Süleyman Seyyid Kavunlar ve İncirler
Süleyman Seyyid, Beylerbeyi Sarayı civarında Nuh kuyusu sokakta büyük ahşap bir evde oturmaktaydı. Çamlıca, Kısıklı, Bulgurlu, Alemdağ, sürekli filozof isimli beyaz renkli eşeğine binip resim yapmaya gittiği yerlerdi. Beyaz renkli eşeğinin üzerinde bir heybesinin içinde uzun bir ip, siyah bir şemsiye, bir koyun postekisi, boya takımı ve yiyecek bulunurdu. Beğendiği bir manzarayı görünce postekisinin üzerine oturur saatlerce resim yapardı. Ancak Üsküdar’la ilgili resimlerinin çok azı günümüze ulaştı. 1910 yılında albay rütbesi ile emekli oldu ve Sarıyer’e taşındı
Süleyman Seyyid de Hoca Ali Rıza gibi maddi düşüncelerden daima uzak olmuş ve sanatın manevi zevkleri için yaşamıştır. Pertev Boyar’a göre, hak ettiği maaşları tahsil edebilmek için uzun süre emek verdiği değerli eserlerini zamanın ileri gelenlerine hediye etmek zorunda kalarak mağdur da olmuş ve hayatta iken yapıtlarından dolayı hiç bir maddi yarar elde edememiştir.

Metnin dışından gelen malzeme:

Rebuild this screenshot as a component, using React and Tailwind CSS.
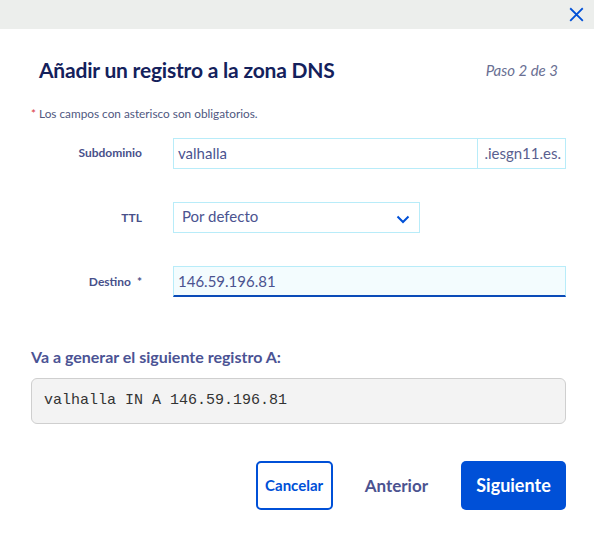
export default function App() {
  return (
    <div className="w-[594px] h-[534px] bg-white overflow-hidden font-['Lato','Liberation_Sans',sans-serif]">
      {/* Top bar */}
      <div className="h-[29px] bg-[#eceeec] flex items-center justify-end pr-[10px]">
        <svg width="15" height="15" viewBox="0 0 16 16" className="text-[#0050d7]">
          <path d="M2 2 L14 14 M14 2 L2 14" stroke="currentColor" strokeWidth="2" strokeLinecap="square" />
        </svg>
      </div>

      {/* Header */}
      <div className="flex items-center justify-between pl-[39px] pr-[36px] mt-[27px] h-[28px]">
        <h1 className="text-[21px] font-bold text-[#14215c] tracking-[-0.2px]">Añadir un registro a la zona DNS</h1>
        <span className="text-[15px] italic text-[#6a6f93]">Paso 2 de 3</span>
      </div>

      <p className="pl-[31px] mt-[23px] text-[11.8px] leading-[14px] text-[#50587f]">
        <span className="text-[#d9363e]">*</span> Los campos con asterisco son obligatorios.
      </p>

      {/* Form */}
      <div className="mt-[17px] flex flex-col gap-[33px]">
        <div className="flex items-center h-[31px]">
          <label className="w-[142px] text-right text-[12px] font-bold text-[#48508a] -mt-[2px]">Subdominio</label>
          <div className="ml-[31px] flex h-full">
            <div className="w-[305px] border border-[#b8ecf9] flex items-center px-[4px] text-[15px] text-[#4b5390]">valhalla</div>
            <div className="w-[88px] border border-l-0 border-[#b8ecf9] flex items-center justify-end pr-[4px] text-[15px] text-[#5a6090]">.iesgn11.es.</div>
          </div>
        </div>

        <div className="flex items-center h-[31px]">
          <label className="w-[142px] text-right text-[12px] font-bold text-[#48508a]">TTL</label>
          <div className="ml-[31px] w-[247px] h-full border border-[#b8ecf9] flex items-center justify-between pl-[8px] pr-[9px] text-[15px] text-[#4b5390]">
            <span className="-mt-[3px]">Por defecto</span>
            <svg width="14" height="9" viewBox="0 0 14 9" className="mt-[3px]">
              <path d="M1.5 1.5 L7 7 L12.5 1.5" fill="none" stroke="#0050d7" strokeWidth="2" />
            </svg>
          </div>
        </div>

        <div className="flex items-center h-[31px]">
          <label className="w-[142px] text-right text-[12px] font-bold text-[#48508a]">
            Destino <span className="ml-[3px]">*</span>
          </label>
          <div className="ml-[31px] w-[393px] h-full bg-[#f3fcfe] border border-[#b8ecf9] border-b-2 border-b-[#0a4bb8] flex items-center px-[4px] text-[15px] text-[#4b5390]">
            146.59.196.81
          </div>
        </div>
      </div>

      {/* Preview */}
      <div className="px-[31px] mt-[50px]">
        <h2 className="text-[16px] font-bold text-[#4b5394] leading-[20px]">Va a generar el siguiente registro A:</h2>
        <div className="mt-[11px] w-[535px] h-[46px] bg-[#f3f3f3] border border-[#cfcfcf] rounded-[6px] flex items-center px-[12px] font-['Liberation_Mono',monospace] text-[15px] text-[#333]">
          valhalla IN A 146.59.196.81
        </div>
      </div>

      {/* Actions */}
      <div className="mt-[37px] flex items-center justify-end pr-[28px] h-[49px]">
        <button className="w-[77px] h-[49px] border-2 border-[#0050d7] rounded-[5px] text-[15px] font-bold text-[#0050d7]">Cancelar</button>
        <button className="ml-[32px] text-[17px] font-bold text-[#4b5390]">Anterior</button>
        <button className="ml-[33px] w-[105px] h-[49px] bg-[#0050d7] rounded-[5px] text-[18px] font-bold text-white">Siguiente</button>
      </div>
    </div>
  );
}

Süleyman Seyyid, 23 Eylül 1913 tarihinde İstanbul’da 71 yaşında ölmüştür. Sarıyer’de Ortaçeşme adını taşıyan mezarlıkta toprağa verildi.
2003 yılında Artı Mezat’ın Müzayedesinde Süleyman Seyyid’in Natürmort tablosu 105 milyara satıldı.
Süleyman Seyyid, Portakallı Naturmort tablosu
Süleyman Seyyid, maddiyata düşkün olmadığından, hiçbir zaman fırçasını para kazanmak için kullanmamıştır. İki yüz kadar eseri olduğu söyleniyorsa da, bunların çoğunluğunun nerelerde ve kimlerde olduğu bilinmiyor. Ancak, İstanbul‘un eski ailelerinin salonlarında Seyyid Bey’in bir natürmortuna tesadüf etmek mümkündür. Müzelerimizde Seyyid Bey’in pek az sayıda eseri vardır.
Süleyman Seyyid Bey’in aile çevresinden ve akrabalarından tanınmış kişiler vardı. Oğlu, Cevat Seyyid Bey ünlü bir doktordu. Babasının kullandığı fırçaya bir aralık özenerek resimler yapmıştı. Ama onun meslek olarak doktorluk dışındaki hobisi fotoğrafla uğraşmaktı. Çeşitli makineler kullanan, usta bir fotoğrafçıydı. Dr. Cevat Seyyid Bey Balkan Savaşı’nda Edirne’nin işgalinde Şükrü Paşa ile birlikte çalışanlardandı. Edirne Hastanesi’nin baştabibi iken, tifüsten öldü.